Exercise instructions :: Images should be left out, and everything else in the listing reproduced exactly.

Information shown ::
+++++
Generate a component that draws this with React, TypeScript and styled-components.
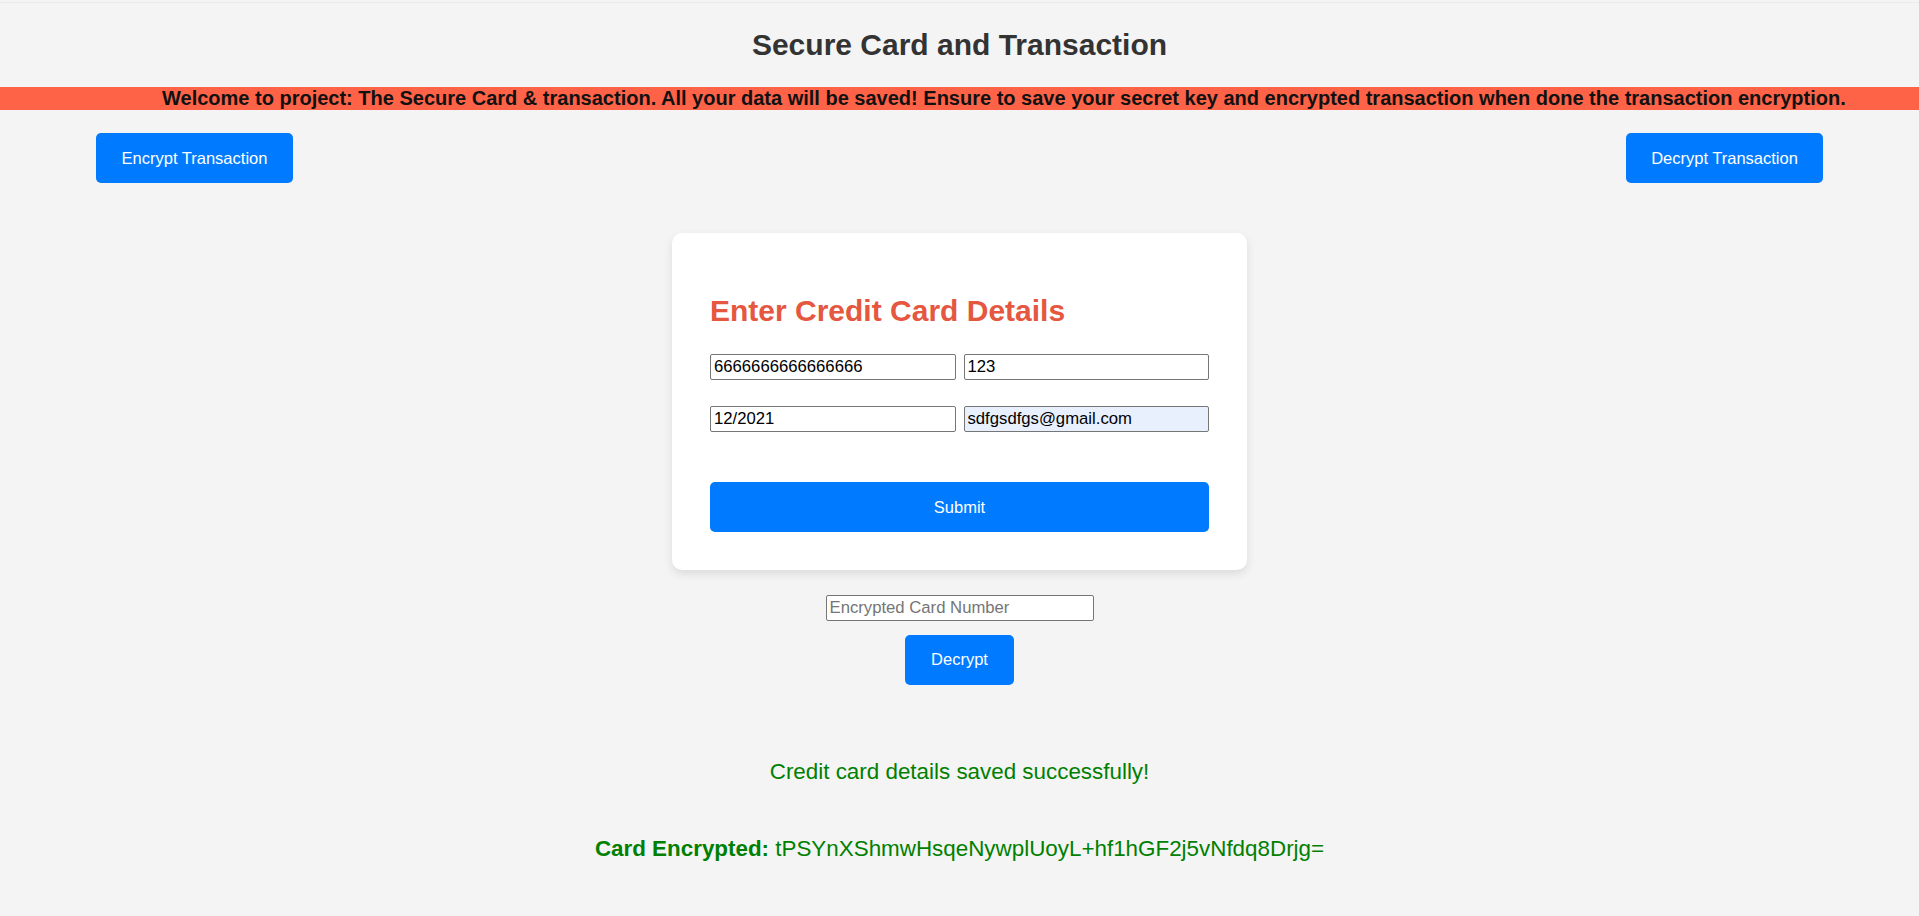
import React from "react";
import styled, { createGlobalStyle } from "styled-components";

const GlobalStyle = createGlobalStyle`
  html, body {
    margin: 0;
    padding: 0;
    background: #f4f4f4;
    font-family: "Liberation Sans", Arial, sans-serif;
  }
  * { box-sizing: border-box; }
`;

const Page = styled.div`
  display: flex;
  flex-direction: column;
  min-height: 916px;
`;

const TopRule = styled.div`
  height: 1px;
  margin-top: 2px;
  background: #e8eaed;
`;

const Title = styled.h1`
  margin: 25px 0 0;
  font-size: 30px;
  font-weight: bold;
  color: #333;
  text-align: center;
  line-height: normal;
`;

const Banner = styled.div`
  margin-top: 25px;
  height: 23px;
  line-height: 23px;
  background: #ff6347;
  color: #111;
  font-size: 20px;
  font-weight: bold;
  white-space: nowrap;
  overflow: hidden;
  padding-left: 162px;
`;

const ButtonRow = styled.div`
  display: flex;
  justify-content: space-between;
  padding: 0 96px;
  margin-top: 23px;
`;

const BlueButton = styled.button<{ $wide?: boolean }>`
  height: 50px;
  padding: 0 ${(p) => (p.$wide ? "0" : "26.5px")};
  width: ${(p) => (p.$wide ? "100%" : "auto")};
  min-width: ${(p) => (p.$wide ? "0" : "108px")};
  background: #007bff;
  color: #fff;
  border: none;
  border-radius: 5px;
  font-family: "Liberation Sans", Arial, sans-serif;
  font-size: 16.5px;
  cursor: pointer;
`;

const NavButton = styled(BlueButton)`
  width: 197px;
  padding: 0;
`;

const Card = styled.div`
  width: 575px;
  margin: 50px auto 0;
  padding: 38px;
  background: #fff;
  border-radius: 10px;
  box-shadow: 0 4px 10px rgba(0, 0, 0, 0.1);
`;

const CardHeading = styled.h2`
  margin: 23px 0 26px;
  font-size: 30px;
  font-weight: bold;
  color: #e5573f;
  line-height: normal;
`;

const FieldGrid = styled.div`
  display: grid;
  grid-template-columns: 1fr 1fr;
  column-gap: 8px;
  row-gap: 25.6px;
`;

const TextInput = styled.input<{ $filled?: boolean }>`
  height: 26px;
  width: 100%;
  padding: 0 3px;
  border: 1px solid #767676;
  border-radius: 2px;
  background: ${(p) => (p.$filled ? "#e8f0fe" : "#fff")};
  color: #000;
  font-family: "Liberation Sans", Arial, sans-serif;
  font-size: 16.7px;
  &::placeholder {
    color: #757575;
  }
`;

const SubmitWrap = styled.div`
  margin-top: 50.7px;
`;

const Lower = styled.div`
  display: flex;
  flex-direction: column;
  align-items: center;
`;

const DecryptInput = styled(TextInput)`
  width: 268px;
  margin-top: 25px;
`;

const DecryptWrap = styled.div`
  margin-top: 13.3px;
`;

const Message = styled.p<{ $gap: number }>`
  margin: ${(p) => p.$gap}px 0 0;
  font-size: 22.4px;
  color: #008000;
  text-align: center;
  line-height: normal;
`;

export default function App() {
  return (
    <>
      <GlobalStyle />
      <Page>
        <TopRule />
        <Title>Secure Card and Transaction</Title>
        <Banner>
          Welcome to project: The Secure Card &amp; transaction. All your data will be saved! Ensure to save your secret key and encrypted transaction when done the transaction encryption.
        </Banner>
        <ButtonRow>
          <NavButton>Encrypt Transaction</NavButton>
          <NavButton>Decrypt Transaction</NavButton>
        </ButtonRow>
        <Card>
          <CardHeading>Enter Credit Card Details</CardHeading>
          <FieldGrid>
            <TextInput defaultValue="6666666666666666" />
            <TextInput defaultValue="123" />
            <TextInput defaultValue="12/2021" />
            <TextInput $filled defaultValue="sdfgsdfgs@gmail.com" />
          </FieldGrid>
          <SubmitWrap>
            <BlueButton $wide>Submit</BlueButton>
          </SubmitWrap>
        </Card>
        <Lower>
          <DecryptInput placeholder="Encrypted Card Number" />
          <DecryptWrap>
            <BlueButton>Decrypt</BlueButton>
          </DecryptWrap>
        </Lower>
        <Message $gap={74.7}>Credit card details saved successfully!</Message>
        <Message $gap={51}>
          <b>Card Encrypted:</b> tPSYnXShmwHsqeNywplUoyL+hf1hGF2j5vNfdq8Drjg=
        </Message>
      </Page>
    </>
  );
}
+++++
Solution to this task ::
Generate a component that draws this with React, TypeScript and styled-components.
import React from "react";
import styled, { createGlobalStyle } from "styled-components";

const GlobalStyle = createGlobalStyle`
  html, body {
    margin: 0;
    padding: 0;
    background: #f4f4f4;
    font-family: "Liberation Sans", Arial, sans-serif;
  }
  * { box-sizing: border-box; }
`;

const Page = styled.div`
  display: flex;
  flex-direction: column;
  min-height: 916px;
`;

const TopRule = styled.div`
  height: 1px;
  margin-top: 2px;
  background: #e8eaed;
`;

const Title = styled.h1`
  margin: 25px 0 0;
  font-size: 30px;
  font-weight: bold;
  color: #333;
  text-align: center;
  line-height: normal;
`;

const Banner = styled.div`
  margin-top: 25px;
  height: 23px;
  line-height: 23px;
  background: #ff6347;
  color: #111;
  font-size: 20px;
  font-weight: bold;
  white-space: nowrap;
  overflow: hidden;
  padding-left: 162px;
`;

const ButtonRow = styled.div`
  display: flex;
  justify-content: space-between;
  padding: 0 96px;
  margin-top: 23px;
`;

const BlueButton = styled.button<{ $wide?: boolean }>`
  height: 50px;
  padding: 0 ${(p) => (p.$wide ? "0" : "26.5px")};
  width: ${(p) => (p.$wide ? "100%" : "auto")};
  min-width: ${(p) => (p.$wide ? "0" : "108px")};
  background: #007bff;
  color: #fff;
  border: none;
  border-radius: 5px;
  font-family: "Liberation Sans", Arial, sans-serif;
  font-size: 16.5px;
  cursor: pointer;
`;

const NavButton = styled(BlueButton)`
  width: 197px;
  padding: 0;
`;

const Card = styled.div`
  width: 575px;
  margin: 50px auto 0;
  padding: 38px;
  background: #fff;
  border-radius: 10px;
  box-shadow: 0 4px 10px rgba(0, 0, 0, 0.1);
`;

const CardHeading = styled.h2`
  margin: 23px 0 26px;
  font-size: 30px;
  font-weight: bold;
  color: #e5573f;
  line-height: normal;
`;

const FieldGrid = styled.div`
  display: grid;
  grid-template-columns: 1fr 1fr;
  column-gap: 8px;
  row-gap: 25.6px;
`;

const TextInput = styled.input<{ $filled?: boolean }>`
  height: 26px;
  width: 100%;
  padding: 0 3px;
  border: 1px solid #767676;
  border-radius: 2px;
  background: ${(p) => (p.$filled ? "#e8f0fe" : "#fff")};
  color: #000;
  font-family: "Liberation Sans", Arial, sans-serif;
  font-size: 16.7px;
  &::placeholder {
    color: #757575;
  }
`;

const SubmitWrap = styled.div`
  margin-top: 50.7px;
`;

const Lower = styled.div`
  display: flex;
  flex-direction: column;
  align-items: center;
`;

const DecryptInput = styled(TextInput)`
  width: 268px;
  margin-top: 25px;
`;

const DecryptWrap = styled.div`
  margin-top: 13.3px;
`;

const Message = styled.p<{ $gap: number }>`
  margin: ${(p) => p.$gap}px 0 0;
  font-size: 22.4px;
  color: #008000;
  text-align: center;
  line-height: normal;
`;

export default function App() {
  return (
    <>
      <GlobalStyle />
      <Page>
        <TopRule />
        <Title>Secure Card and Transaction</Title>
        <Banner>
          Welcome to project: The Secure Card &amp; transaction. All your data will be saved! Ensure to save your secret key and encrypted transaction when done the transaction encryption.
        </Banner>
        <ButtonRow>
          <NavButton>Encrypt Transaction</NavButton>
          <NavButton>Decrypt Transaction</NavButton>
        </ButtonRow>
        <Card>
          <CardHeading>Enter Credit Card Details</CardHeading>
          <FieldGrid>
            <TextInput defaultValue="6666666666666666" />
            <TextInput defaultValue="123" />
            <TextInput defaultValue="12/2021" />
            <TextInput $filled defaultValue="sdfgsdfgs@gmail.com" />
          </FieldGrid>
          <SubmitWrap>
            <BlueButton $wide>Submit</BlueButton>
          </SubmitWrap>
        </Card>
        <Lower>
          <DecryptInput placeholder="Encrypted Card Number" />
          <DecryptWrap>
            <BlueButton>Decrypt</BlueButton>
          </DecryptWrap>
        </Lower>
        <Message $gap={74.7}>Credit card details saved successfully!</Message>
        <Message $gap={51}>
          <b>Card Encrypted:</b> tPSYnXShmwHsqeNywplUoyL+hf1hGF2j5vNfdq8Drjg=
        </Message>
      </Page>
    </>
  );
}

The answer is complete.